Pull out each line of the records holding the string "index".

Data provided:
· · · · ·
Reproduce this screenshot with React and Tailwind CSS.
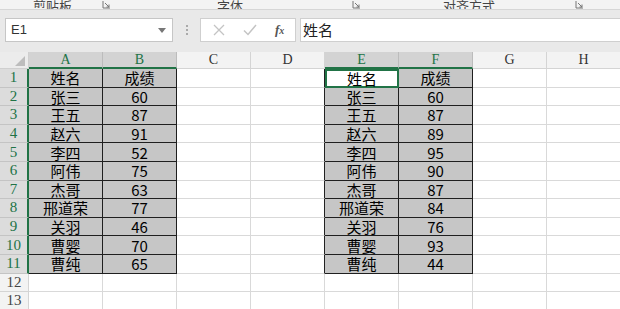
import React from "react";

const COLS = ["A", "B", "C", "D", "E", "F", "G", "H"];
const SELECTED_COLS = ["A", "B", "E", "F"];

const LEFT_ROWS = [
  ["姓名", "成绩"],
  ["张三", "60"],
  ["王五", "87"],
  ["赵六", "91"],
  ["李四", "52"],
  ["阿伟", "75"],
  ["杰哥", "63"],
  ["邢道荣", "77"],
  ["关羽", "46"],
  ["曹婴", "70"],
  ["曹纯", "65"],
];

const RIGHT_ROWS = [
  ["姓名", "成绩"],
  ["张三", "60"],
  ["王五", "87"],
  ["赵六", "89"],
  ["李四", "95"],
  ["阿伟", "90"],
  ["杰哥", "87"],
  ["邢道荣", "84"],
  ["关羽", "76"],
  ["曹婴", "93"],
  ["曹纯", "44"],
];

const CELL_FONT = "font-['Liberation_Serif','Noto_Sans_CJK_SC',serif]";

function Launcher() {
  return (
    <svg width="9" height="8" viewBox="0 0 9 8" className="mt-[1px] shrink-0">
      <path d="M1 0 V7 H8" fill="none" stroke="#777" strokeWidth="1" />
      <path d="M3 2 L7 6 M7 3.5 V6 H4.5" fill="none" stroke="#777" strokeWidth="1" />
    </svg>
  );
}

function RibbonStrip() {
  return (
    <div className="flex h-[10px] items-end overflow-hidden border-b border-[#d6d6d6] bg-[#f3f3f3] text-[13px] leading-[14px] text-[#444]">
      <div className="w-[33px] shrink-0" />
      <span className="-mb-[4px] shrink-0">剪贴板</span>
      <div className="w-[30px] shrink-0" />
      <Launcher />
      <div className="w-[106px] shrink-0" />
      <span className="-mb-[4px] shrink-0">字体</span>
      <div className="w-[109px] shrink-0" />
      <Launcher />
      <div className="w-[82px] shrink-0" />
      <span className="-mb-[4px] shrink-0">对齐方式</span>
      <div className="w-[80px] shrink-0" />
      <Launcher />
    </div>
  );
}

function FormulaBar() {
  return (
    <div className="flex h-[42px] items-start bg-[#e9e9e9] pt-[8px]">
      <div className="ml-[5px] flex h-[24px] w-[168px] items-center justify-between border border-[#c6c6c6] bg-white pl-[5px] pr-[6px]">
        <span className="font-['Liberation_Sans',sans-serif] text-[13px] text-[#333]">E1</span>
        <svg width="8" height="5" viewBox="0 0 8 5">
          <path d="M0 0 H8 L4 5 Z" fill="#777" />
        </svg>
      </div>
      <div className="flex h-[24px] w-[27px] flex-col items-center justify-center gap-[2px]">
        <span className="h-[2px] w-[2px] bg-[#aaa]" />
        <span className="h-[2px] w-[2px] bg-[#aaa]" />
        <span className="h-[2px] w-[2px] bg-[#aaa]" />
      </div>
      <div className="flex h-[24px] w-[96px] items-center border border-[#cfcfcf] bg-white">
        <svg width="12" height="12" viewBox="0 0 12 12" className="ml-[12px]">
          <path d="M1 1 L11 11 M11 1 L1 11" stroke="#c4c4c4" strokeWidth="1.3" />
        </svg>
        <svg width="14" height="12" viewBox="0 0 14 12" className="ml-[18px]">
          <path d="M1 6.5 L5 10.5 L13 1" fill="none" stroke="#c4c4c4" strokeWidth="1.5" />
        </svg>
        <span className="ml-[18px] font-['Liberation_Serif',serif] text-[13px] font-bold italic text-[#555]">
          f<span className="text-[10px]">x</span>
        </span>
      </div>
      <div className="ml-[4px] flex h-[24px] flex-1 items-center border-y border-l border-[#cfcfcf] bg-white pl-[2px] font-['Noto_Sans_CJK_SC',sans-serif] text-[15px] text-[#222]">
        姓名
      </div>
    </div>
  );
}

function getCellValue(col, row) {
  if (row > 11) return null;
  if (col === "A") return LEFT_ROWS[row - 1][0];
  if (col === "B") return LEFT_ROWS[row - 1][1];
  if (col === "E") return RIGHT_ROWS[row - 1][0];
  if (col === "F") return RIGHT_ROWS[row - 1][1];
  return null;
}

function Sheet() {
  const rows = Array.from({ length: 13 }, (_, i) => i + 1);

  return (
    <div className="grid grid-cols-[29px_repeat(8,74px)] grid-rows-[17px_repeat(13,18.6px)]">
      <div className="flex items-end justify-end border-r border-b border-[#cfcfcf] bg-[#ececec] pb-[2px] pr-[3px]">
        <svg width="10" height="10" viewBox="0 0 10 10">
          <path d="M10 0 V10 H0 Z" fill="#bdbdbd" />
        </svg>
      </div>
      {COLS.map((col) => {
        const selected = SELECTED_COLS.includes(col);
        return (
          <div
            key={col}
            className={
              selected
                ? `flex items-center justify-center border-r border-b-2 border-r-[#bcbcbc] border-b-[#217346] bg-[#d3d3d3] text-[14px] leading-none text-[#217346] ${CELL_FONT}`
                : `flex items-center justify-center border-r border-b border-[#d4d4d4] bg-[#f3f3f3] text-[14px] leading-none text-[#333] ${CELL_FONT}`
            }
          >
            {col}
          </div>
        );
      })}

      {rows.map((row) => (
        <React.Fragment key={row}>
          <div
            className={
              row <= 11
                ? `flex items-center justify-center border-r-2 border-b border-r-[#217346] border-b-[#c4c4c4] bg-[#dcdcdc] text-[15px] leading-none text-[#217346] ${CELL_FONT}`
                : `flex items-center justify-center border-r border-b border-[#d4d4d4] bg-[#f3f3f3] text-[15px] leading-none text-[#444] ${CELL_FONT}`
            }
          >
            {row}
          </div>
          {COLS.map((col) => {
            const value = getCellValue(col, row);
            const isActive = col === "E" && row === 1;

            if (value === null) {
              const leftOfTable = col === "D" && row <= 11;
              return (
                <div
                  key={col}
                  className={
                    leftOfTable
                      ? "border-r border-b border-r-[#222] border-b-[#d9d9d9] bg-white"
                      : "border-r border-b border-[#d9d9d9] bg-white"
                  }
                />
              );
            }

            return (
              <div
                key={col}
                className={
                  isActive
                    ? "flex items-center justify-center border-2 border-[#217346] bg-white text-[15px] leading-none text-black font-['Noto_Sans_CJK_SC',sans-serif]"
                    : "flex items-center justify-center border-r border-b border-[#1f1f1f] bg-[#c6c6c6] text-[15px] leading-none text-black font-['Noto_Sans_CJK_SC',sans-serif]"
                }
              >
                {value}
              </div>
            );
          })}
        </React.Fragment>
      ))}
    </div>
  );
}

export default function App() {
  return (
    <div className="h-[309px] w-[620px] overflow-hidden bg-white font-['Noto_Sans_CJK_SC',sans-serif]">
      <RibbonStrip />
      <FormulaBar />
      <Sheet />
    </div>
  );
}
· · · · ·
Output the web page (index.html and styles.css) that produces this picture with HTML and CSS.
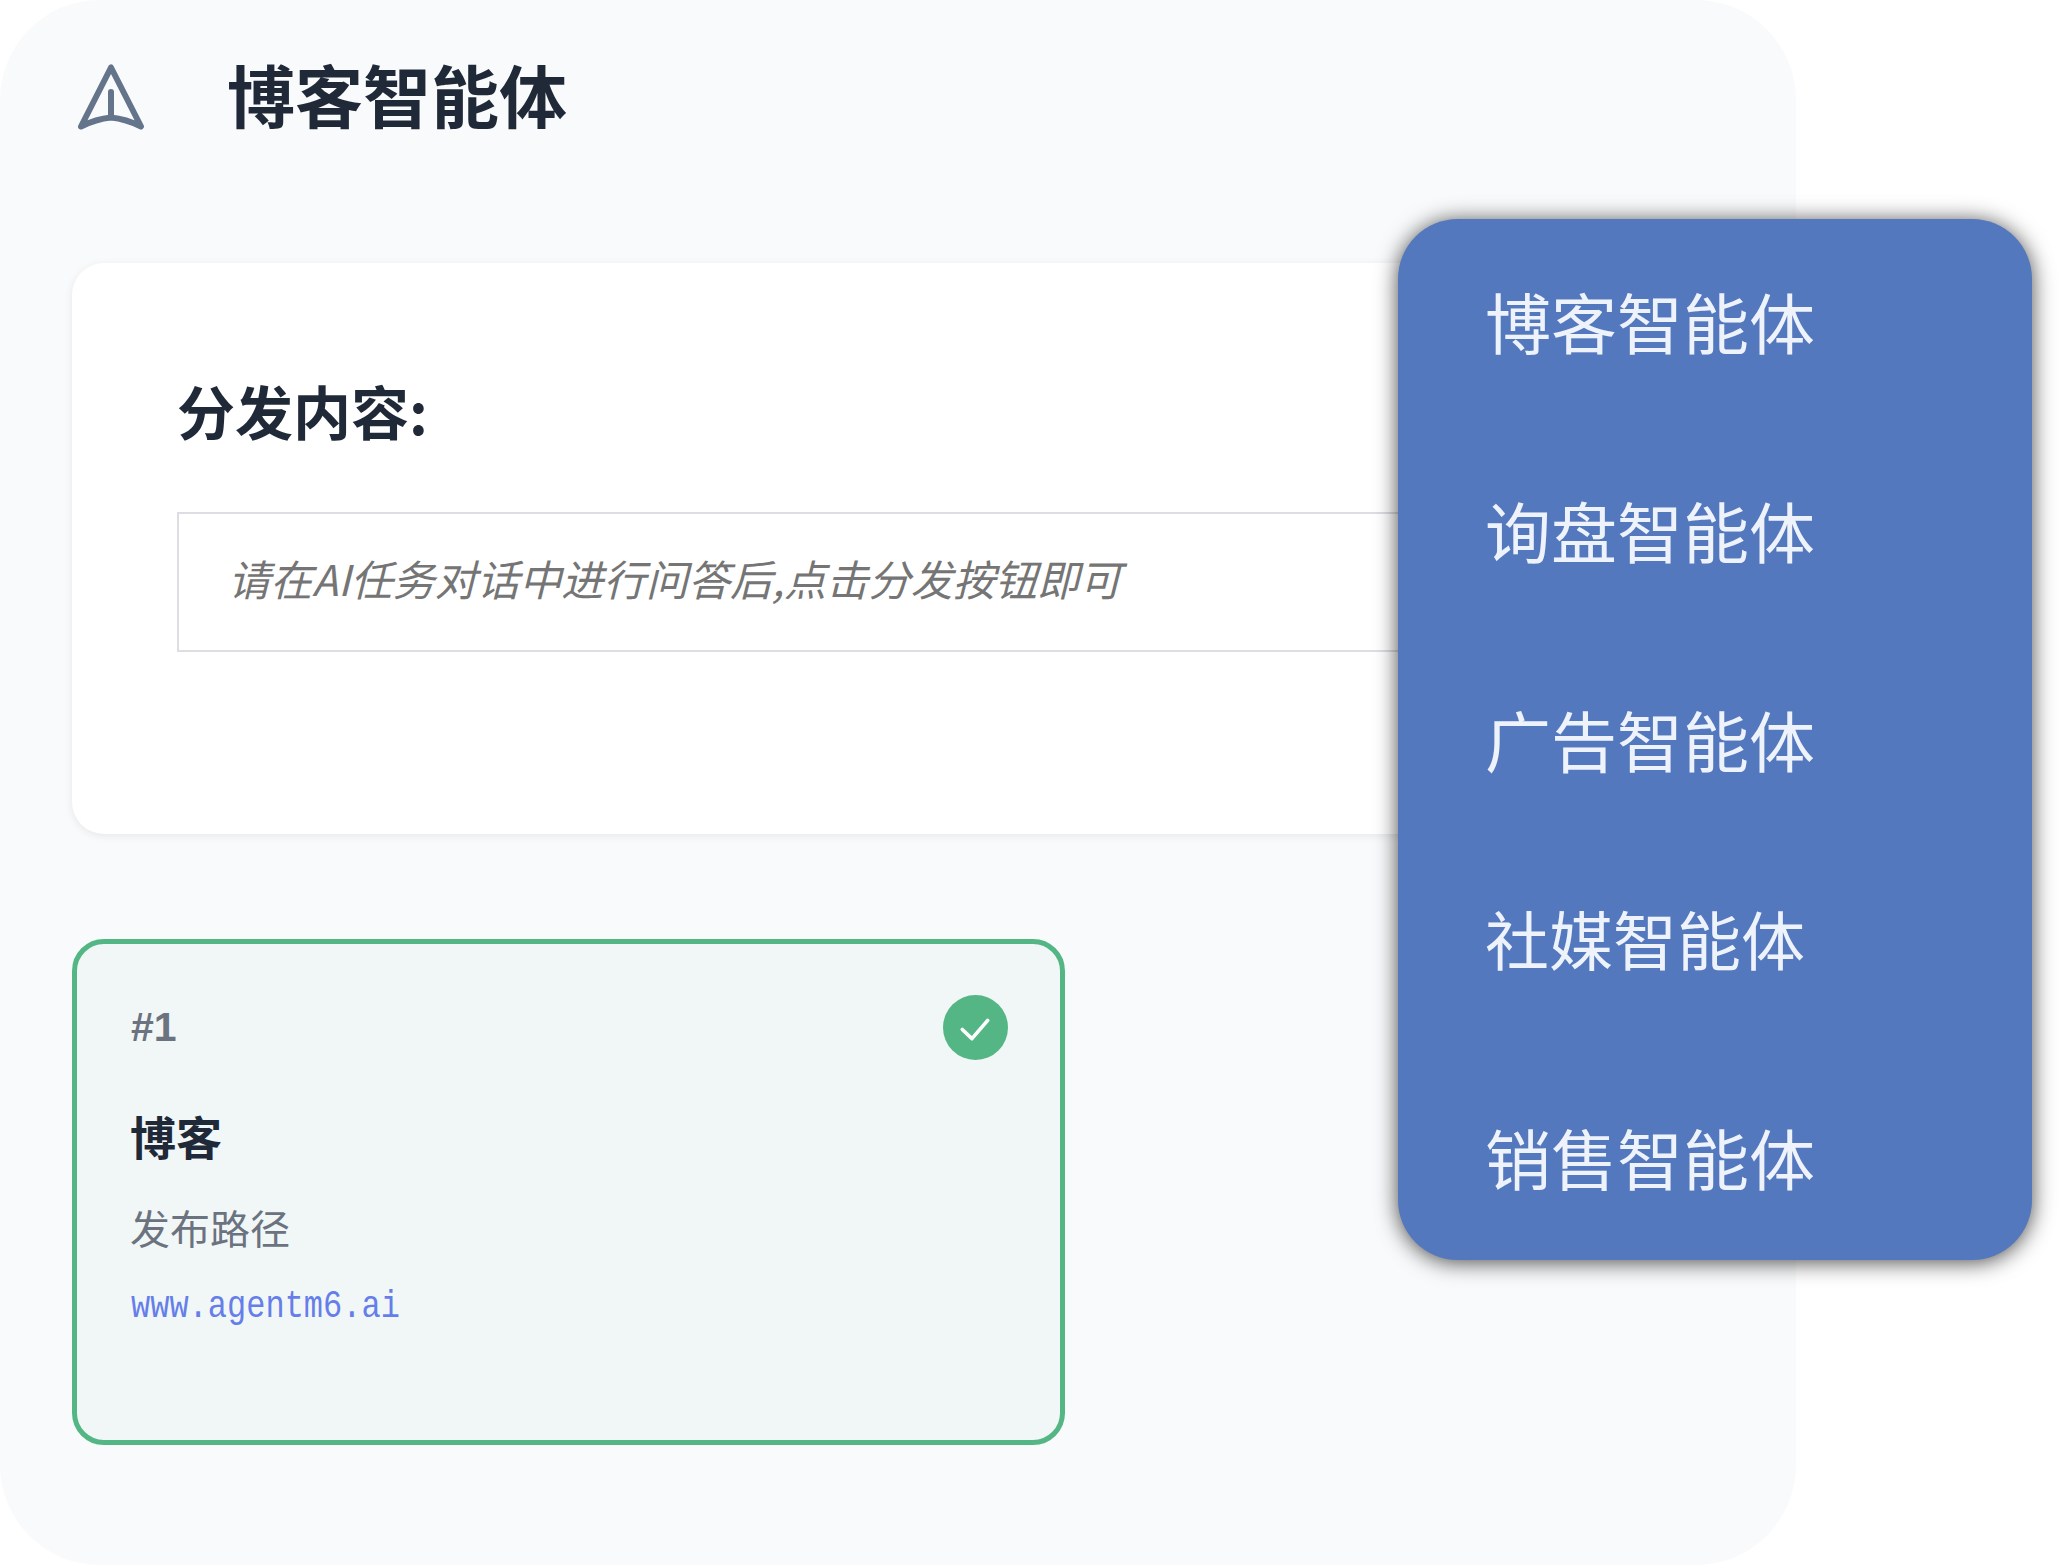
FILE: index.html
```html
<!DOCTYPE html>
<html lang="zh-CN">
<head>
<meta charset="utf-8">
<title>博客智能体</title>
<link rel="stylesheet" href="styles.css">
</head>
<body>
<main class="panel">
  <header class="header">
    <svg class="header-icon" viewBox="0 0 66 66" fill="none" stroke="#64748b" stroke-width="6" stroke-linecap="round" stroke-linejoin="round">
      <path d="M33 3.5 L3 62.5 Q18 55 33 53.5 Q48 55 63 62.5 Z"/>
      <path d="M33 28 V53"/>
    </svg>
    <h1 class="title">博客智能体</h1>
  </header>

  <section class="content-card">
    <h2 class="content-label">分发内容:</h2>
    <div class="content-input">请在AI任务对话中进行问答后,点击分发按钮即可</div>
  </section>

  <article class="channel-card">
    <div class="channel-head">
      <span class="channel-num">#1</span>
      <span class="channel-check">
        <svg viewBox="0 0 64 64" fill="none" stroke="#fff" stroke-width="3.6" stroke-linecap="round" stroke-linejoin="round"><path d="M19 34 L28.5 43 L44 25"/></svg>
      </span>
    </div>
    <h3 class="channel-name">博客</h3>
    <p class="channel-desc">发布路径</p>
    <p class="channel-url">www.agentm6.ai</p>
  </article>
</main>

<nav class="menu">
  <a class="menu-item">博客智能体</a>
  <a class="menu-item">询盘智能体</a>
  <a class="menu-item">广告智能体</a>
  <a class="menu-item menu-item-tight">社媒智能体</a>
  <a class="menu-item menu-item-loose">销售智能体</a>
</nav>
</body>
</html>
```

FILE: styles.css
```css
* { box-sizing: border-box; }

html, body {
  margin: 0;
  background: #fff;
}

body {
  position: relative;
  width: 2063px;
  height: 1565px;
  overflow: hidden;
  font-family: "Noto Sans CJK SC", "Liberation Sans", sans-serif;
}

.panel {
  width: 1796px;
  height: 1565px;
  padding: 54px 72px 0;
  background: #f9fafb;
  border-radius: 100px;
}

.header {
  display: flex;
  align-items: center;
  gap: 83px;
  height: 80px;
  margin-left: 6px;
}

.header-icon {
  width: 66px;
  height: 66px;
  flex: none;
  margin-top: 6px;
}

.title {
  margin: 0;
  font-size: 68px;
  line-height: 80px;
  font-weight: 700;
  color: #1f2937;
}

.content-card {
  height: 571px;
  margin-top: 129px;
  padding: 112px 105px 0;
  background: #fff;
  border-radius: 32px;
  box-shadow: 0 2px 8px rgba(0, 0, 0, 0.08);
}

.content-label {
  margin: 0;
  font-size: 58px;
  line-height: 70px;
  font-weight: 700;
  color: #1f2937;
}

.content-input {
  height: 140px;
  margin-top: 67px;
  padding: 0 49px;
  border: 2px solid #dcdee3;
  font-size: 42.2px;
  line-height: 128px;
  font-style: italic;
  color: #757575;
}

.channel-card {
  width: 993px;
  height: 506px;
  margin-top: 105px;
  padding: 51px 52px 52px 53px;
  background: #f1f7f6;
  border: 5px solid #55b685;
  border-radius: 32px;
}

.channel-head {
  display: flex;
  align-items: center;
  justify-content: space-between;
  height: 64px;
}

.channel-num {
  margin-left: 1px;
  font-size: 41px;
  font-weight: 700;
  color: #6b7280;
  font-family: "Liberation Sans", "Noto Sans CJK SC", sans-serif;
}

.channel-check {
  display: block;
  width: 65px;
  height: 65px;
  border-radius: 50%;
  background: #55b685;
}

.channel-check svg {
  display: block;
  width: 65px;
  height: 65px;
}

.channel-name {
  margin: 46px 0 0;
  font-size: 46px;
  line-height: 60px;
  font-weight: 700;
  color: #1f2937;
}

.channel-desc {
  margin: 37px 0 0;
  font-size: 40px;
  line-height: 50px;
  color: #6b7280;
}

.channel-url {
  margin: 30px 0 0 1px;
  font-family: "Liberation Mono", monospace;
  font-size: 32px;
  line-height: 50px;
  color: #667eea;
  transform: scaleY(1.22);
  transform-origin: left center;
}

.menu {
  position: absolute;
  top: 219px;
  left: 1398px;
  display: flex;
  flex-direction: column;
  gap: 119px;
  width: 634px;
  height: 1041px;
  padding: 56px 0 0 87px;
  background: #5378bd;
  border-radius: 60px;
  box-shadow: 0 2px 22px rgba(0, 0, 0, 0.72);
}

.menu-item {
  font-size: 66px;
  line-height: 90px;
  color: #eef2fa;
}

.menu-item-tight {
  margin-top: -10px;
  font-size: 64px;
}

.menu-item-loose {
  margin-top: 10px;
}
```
· · · · ·
Task answer:
Output the web page (index.html and styles.css) that produces this picture with HTML and CSS.
FILE: index.html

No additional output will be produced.